On September 22, 2025, in connection with Mr. Shah's resignation, Inform LLC, a company affiliated with Mr. Shah, and the Company entered into a consulting agreement (the "Consulting Agreement"). Pursuant to the Consulting Agreement, Inform LLC will provide certain consulting services to the Company for a period of five years from the date of the Consulting Agreement in exchange for a monthly fee of $50,000.
Decrease in Size of Board; Appointment of Director
In connection with the above resignations, the Board of Directors of the Company (the "Board") has decreased the size of the Board from six directors to five directors as of immediately following the Effective Time.
Additionally, as of immediately following the Effective Time, the Board has appointed Stephen Ma, the Chief Financial Officer, Senior Vice President and Secretary of the Company, to fill the vacancy on the Board resulting from the resignations and decrease in the size of the Board.
There are no family relationships between Mr.

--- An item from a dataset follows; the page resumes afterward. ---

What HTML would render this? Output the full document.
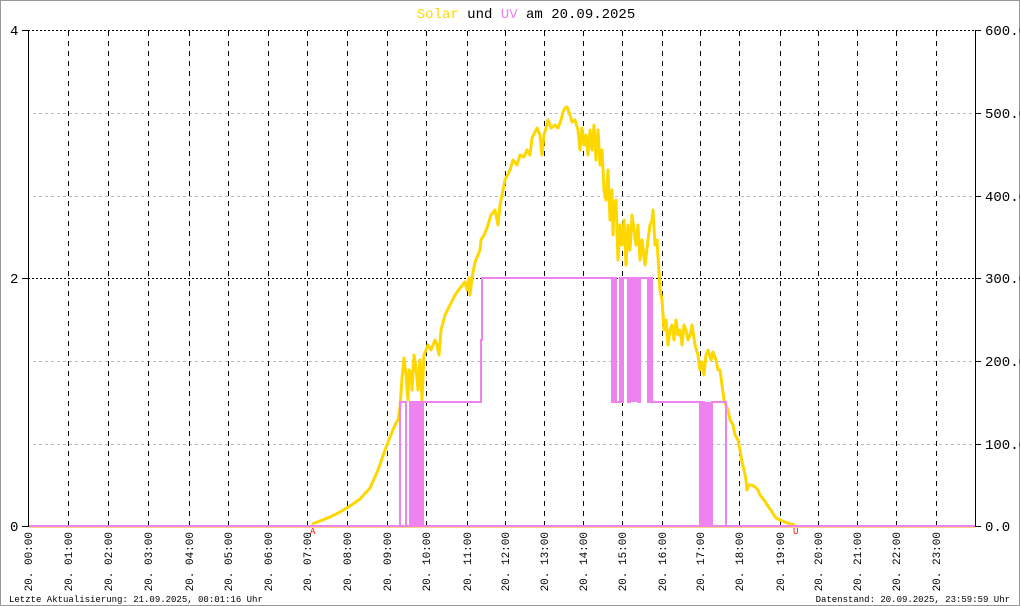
<!DOCTYPE html>
<html><head><meta charset="utf-8"><style>
html,body{margin:0;padding:0;background:#fff;}
svg{display:block;}
text{font-family:"Liberation Mono","DejaVu Sans Mono",monospace;}
</style></head><body>
<svg width="1020" height="606" viewBox="0 0 1020 606" xmlns="http://www.w3.org/2000/svg">
<rect x="0.5" y="0.5" width="1019" height="605" fill="#fff" stroke="#999" stroke-width="1"/>
<text x="526" y="18" font-size="14" text-anchor="middle"><tspan fill="#ffd700">Solar</tspan> und <tspan fill="#ee82ee">UV</tspan> am 20.09.2025</text>
<g stroke="#bbb" stroke-width="1" stroke-dasharray="3,3">
<line x1="33" y1="113.5" x2="975" y2="113.5"/>
<line x1="33" y1="196.5" x2="975" y2="196.5"/>
<line x1="33" y1="361.5" x2="975" y2="361.5"/>
<line x1="33" y1="444.5" x2="975" y2="444.5"/>
</g>
<g stroke="#000" stroke-width="1" stroke-dasharray="2,2">
<line x1="28" y1="30.5" x2="975" y2="30.5"/>
<line x1="28" y1="278.5" x2="975" y2="278.5"/>
</g>
<g stroke="#000" stroke-width="1" stroke-dasharray="5,5">
<line x1="68.5" y1="31" x2="68.5" y2="526"/><line x1="108.5" y1="31" x2="108.5" y2="526"/>
<line x1="148.5" y1="31" x2="148.5" y2="526"/><line x1="189.5" y1="31" x2="189.5" y2="526"/>
<line x1="228.5" y1="31" x2="228.5" y2="526"/><line x1="268.5" y1="31" x2="268.5" y2="526"/>
<line x1="307.5" y1="31" x2="307.5" y2="526"/><line x1="347.5" y1="31" x2="347.5" y2="526"/>
<line x1="387.5" y1="31" x2="387.5" y2="526"/><line x1="426.5" y1="31" x2="426.5" y2="526"/>
<line x1="467.5" y1="31" x2="467.5" y2="526"/><line x1="505.5" y1="31" x2="505.5" y2="526"/>
<line x1="544.5" y1="31" x2="544.5" y2="526"/><line x1="583.5" y1="31" x2="583.5" y2="526"/>
<line x1="622.5" y1="31" x2="622.5" y2="526"/><line x1="662.5" y1="31" x2="662.5" y2="526"/>
<line x1="700.5" y1="31" x2="700.5" y2="526"/><line x1="739.5" y1="31" x2="739.5" y2="526"/>
<line x1="780.5" y1="31" x2="780.5" y2="526"/><line x1="818.5" y1="31" x2="818.5" y2="526"/>
<line x1="857.5" y1="31" x2="857.5" y2="526"/><line x1="896.5" y1="31" x2="896.5" y2="526"/>
<line x1="936.5" y1="31" x2="936.5" y2="526"/>
</g>
<g stroke="#000" stroke-width="1">
<line x1="28.5" y1="30" x2="28.5" y2="526"/>
<line x1="975.5" y1="30" x2="975.5" y2="526"/>
<line x1="22" y1="30.5" x2="29" y2="30.5"/><line x1="22" y1="278.5" x2="29" y2="278.5"/><line x1="22" y1="526.5" x2="29" y2="526.5"/>
<line x1="975" y1="30.5" x2="981" y2="30.5"/><line x1="975" y1="113.5" x2="981" y2="113.5"/><line x1="975" y1="196.5" x2="981" y2="196.5"/>
<line x1="975" y1="278.5" x2="981" y2="278.5"/><line x1="975" y1="361.5" x2="981" y2="361.5"/><line x1="975" y1="444.5" x2="981" y2="444.5"/>
<line x1="975" y1="526.5" x2="981" y2="526.5"/>
</g>
<g font-size="14" fill="#000">
<text x="10" y="35">4</text><text x="10" y="283">2</text><text x="10" y="531">0</text>
<text x="985" y="35">600.0</text><text x="985" y="118">500.0</text><text x="985" y="201">400.0</text>
<text x="985" y="283">300.0</text><text x="985" y="366">200.0</text><text x="985" y="449">100.0</text>
<text x="985" y="531">0.0</text>
</g>
<line x1="29" y1="527" x2="975" y2="527" stroke="#ffa500" stroke-width="1"/>
<polyline fill="none" stroke="#ffd700" stroke-width="3" stroke-linejoin="round" points="312,524 320,521 330,517 340,512 350,506 360,499 370,488 378,470 385,450 390,437 395,425 398,420 400,408 402,378 404,358 406,375 408,400 409,370 411,373 412,390 414,355 416,368 418,390 420,360 422,400 424,355 426,350 428,345 431,350 433,345 435,340 437,345 439,355 441,330 445,315 450,305 455,295 460,288 465,282 467,290 469,278 470,295 472,278 475,262 478,255 480,250 481,240 484,235 487,228 491,215 495,210 498,225 500,205 505,180 510,170 513,160 517,165 520,155 524,157 527,150 530,155 532,138 537,128 540,135 542,155 544,135 546,128 548,120 551,128 555,125 558,128 561,120 563,112 565,108 567,107 570,115 572,122 575,120 578,130 580,150 582,128 584,145 586,135 588,155 590,130 592,150 594,125 596,160 598,130 600,165 602,150 604,190 606,200 608,170 610,220 612,190 613,235 614,205 616,200 618,260 620,225 622,245 624,220 626,265 628,225 630,250 632,215 634,230 636,245 638,225 640,260 642,240 645,265 648,240 650,225 652,220 653,210 655,245 657,240 660,290 662,300 664,330 666,320 668,345 670,330 672,325 674,340 676,320 678,335 680,330 682,345 684,325 686,330 688,340 690,335 692,325 695,345 698,355 700,370 702,362 704,375 706,355 708,350 711,360 713,352 716,360 718,370 720,370 722,385 724,400 726,405 728,410 730,420 733,425 735,435 738,440 740,450 742,462 744,470 746,480 747,490 749,485 752,485 755,487 758,490 760,495 764,500 768,506 772,512 776,518 780,520 785,522 790,524 795,525"/>
<g stroke="#ee82ee" stroke-width="2" fill="none">
<polyline points="29,526 400,526 400,402 406,402 406,526 410,526 410,402 426,402 481,402 481,340 482,340 482,278 612,278 612,402 614,402 614,278 616,278 616,402 620,402 620,278 621,278 621,402 623,402 623,278 628,278 628,402 630,402 630,278 638,278 638,402 640,402 640,278 648,278 648,402 650,402 650,278 652,278 652,402 700,402 700,526 702,526 702,402 704,402 704,526 712,526 712,402 726,402 726,526 975,526"/>
<line x1="400" y1="526" x2="726" y2="526"/>
</g>
<rect x="411" y="402" width="13" height="124" fill="#ee82ee"/>
<rect x="630" y="278" width="8" height="124" fill="#ee82ee"/>
<rect x="701" y="402" width="10" height="124" fill="#ee82ee"/>
<text x="310" y="534" font-size="9" fill="#f00">A</text>
<text x="793" y="534" font-size="9" fill="#f00">U</text>
<g font-size="11" fill="#000" text-anchor="end">
<text transform="translate(32,532) rotate(-90)">20. 00:00</text>
<text transform="translate(72,532) rotate(-90)">20. 01:00</text>
<text transform="translate(112,532) rotate(-90)">20. 02:00</text>
<text transform="translate(152,532) rotate(-90)">20. 03:00</text>
<text transform="translate(193,532) rotate(-90)">20. 04:00</text>
<text transform="translate(232,532) rotate(-90)">20. 05:00</text>
<text transform="translate(272,532) rotate(-90)">20. 06:00</text>
<text transform="translate(311,532) rotate(-90)">20. 07:00</text>
<text transform="translate(351,532) rotate(-90)">20. 08:00</text>
<text transform="translate(391,532) rotate(-90)">20. 09:00</text>
<text transform="translate(430,532) rotate(-90)">20. 10:00</text>
<text transform="translate(471,532) rotate(-90)">20. 11:00</text>
<text transform="translate(509,532) rotate(-90)">20. 12:00</text>
<text transform="translate(548,532) rotate(-90)">20. 13:00</text>
<text transform="translate(587,532) rotate(-90)">20. 14:00</text>
<text transform="translate(626,532) rotate(-90)">20. 15:00</text>
<text transform="translate(666,532) rotate(-90)">20. 16:00</text>
<text transform="translate(704,532) rotate(-90)">20. 17:00</text>
<text transform="translate(743,532) rotate(-90)">20. 18:00</text>
<text transform="translate(784,532) rotate(-90)">20. 19:00</text>
<text transform="translate(822,532) rotate(-90)">20. 20:00</text>
<text transform="translate(861,532) rotate(-90)">20. 21:00</text>
<text transform="translate(900,532) rotate(-90)">20. 22:00</text>
<text transform="translate(940,532) rotate(-90)">20. 23:00</text>
</g>
<text x="9" y="602" font-size="9" fill="#000">Letzte Aktualisierung: 21.09.2025, 00:01:16 Uhr</text>
<text x="1010" y="602" font-size="9" fill="#000" text-anchor="end">Datenstand: 20.09.2025, 23:59:59 Uhr</text>
</svg>
</body></html>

Ma and any director or executive officer of the Company, and he was not selected by the Board to serve as a director pursuant to any arrangement or understanding with any person. Mr. Ma has not engaged in any transaction that would be reportable as a related party transaction under Item 404(a) of Regulation S-K.
The Company previously entered into an indemnification agreement with Mr. Ma in the same form as its standard form of indemnity agreement with its other directors.